Review-Preview

This day each year is so mystical to me.  I’m given the opportunity to look back at this past year, while having the chance to dream about the upcoming year.  Such a time of reflection.

And I’m sure it’s not a surprise that I find myself thinking about our adoption.  It seems like just yesterday…and yet also like a lifetime ago…that we announced we were adopting in late January almost a year ago.

Here we are almost a full year later and in a sense, the same.  No baby, but the hope of one to come.

This year though we know his name.  And that hope all centers around a day {or a week or two} in early March when he should be here.

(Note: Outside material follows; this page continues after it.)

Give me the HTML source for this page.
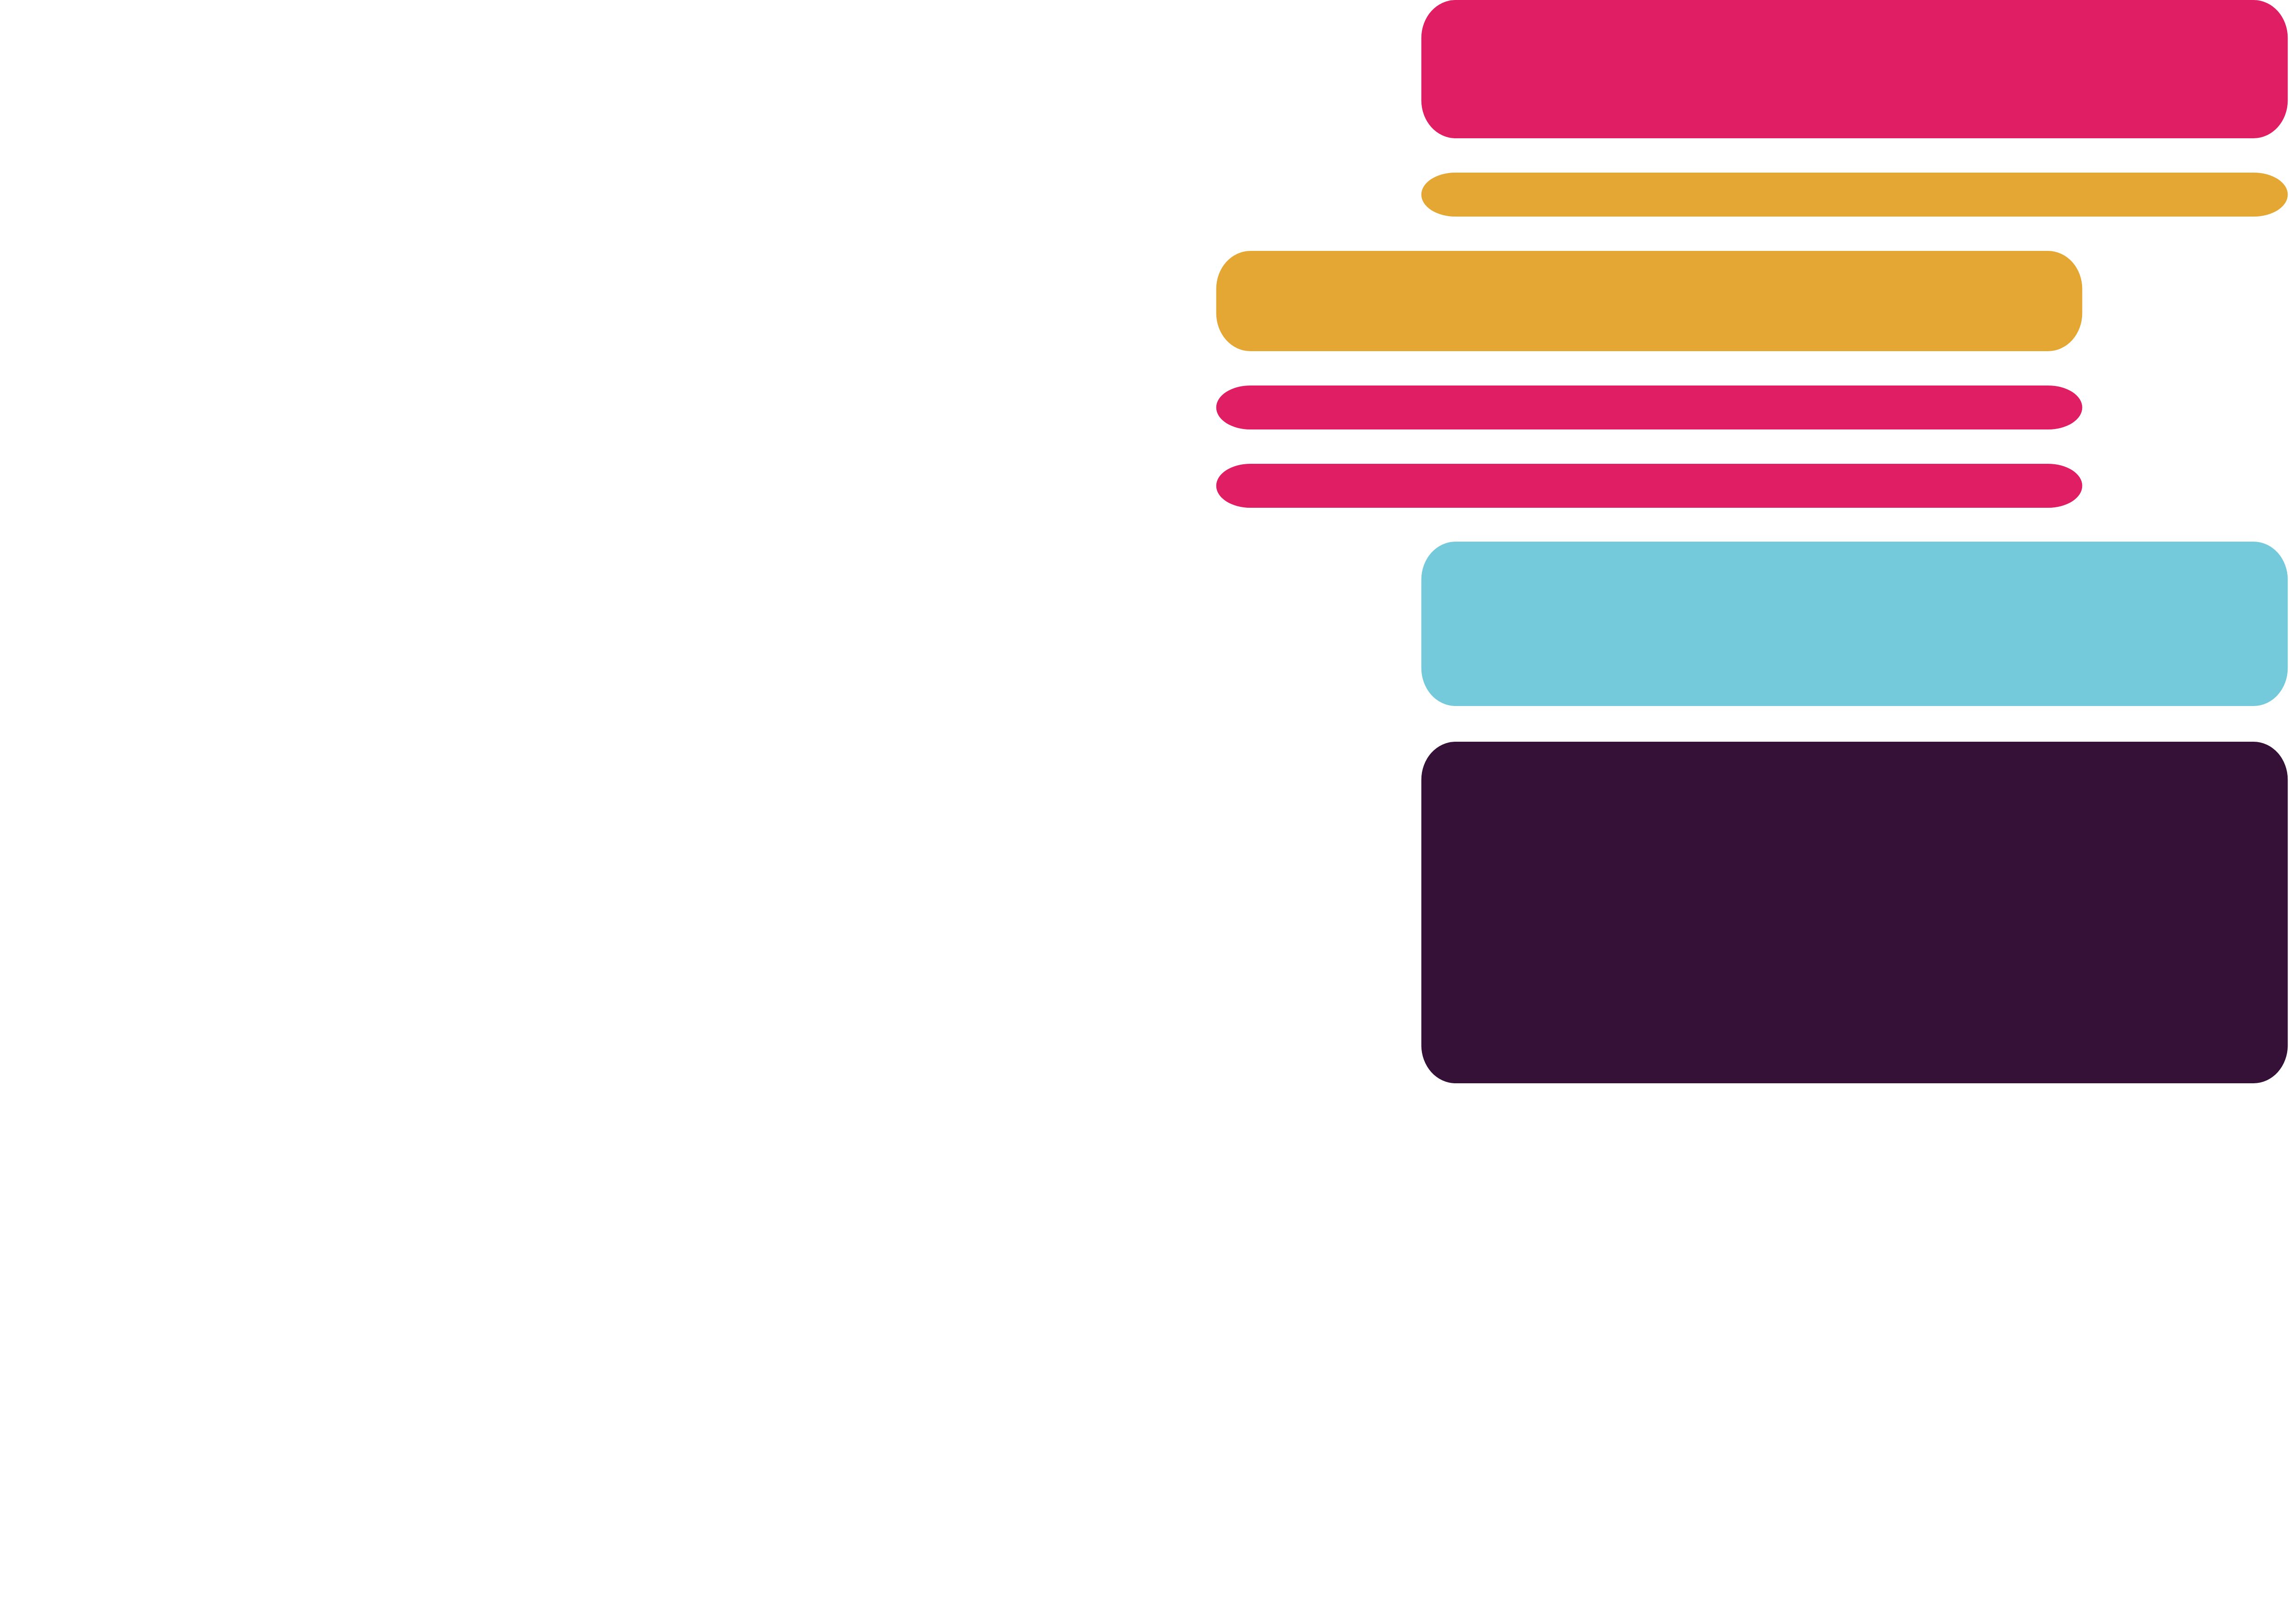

To say I imagine holding him the first time, looking into those eyes, and whispering ‘We’ve been waiting on you’, a hundred times a day is an understatement.  Because, y’all, the thought of him follows me everywhere I go.

With every teeny tiny-sized purchase I make, with every thing I pull out of storage, every time I go into his room, or every time I talk about March–he is there.  He’s so real it’s almost like I could put my hand on my stomach and feel him kick, living there inside me.  Our lives are intertwined though a few hundred miles separate us.  But one day–most like a chilly, early spring day, we will meet–and my heart and arms already long for that day.

And I have to say, because it’s what I’ve been realizing, that infertility is a beautiful thing.  Never in a million years would I have ever imagined myself saying that as I sat crying on another bathroom floor with another negative pregnancy test in my hands…or when I sat on a cold doctor’s table and was told that the baby we had been praying for was no longer there.  Because of this unspeakable grief I have experienced as my heart {whose only wish my whole life was to be a mother of many children} is overjoyed with the thought of our next child.  My heart sometimes feels as if it could burst it is so happy and joyful.  My soul sings.  And infertility gave me that…it made me realize just how beautiful and wonderful and amazing the gift of having a child is.  It made me realize how very blessed I am to be the mama of such a special little girl…and to this amazing little boy.

Infertility gave me a gift–a joyous heart.

Of course, nothing with adoption is ever set in stone until the papers have been signed {and in our state ten days must also pass after that until he is really, truly ours}, but I can’t tell my heart to not laugh with happiness.  I cannot hide the feelings for our son.  I tried at first, I really did.  But every time I thought about him {and his precious birth mother}, a smile would come across my face and the love grew and grew.  There’s no stopping this mama’s love.

So this January 1st while I envision our upcoming year {which always stops in early March because how in the world am I supposed to think past him being born?!}, our son is at the forefront of my mind.  And my daughter as she becomes a {wonderful} big sister.  And my husband as he becomes a dad to two.  And myself who, well, I think I already told you…is just a little excited.

Thank you for still being here, waiting out the the periods of silence while I hope and dream, to see these beautiful things that are about to come.  Happy New Year, everyone, may 2012 be all you dream of and more.

2 Responses to Review-Preview

  1. Val January 1, 2012 at 6:51 pm #

    I can’t wait to see pictures of him when he arrives, and is safe in your arms, at home. Hopefully God gives you a speedy Janaury and February!

  2. Joyce Hughes January 1, 2012 at 8:05 pm #

    Sleep tight each night, sweetie, and keep right on dreaming! Happy new Year.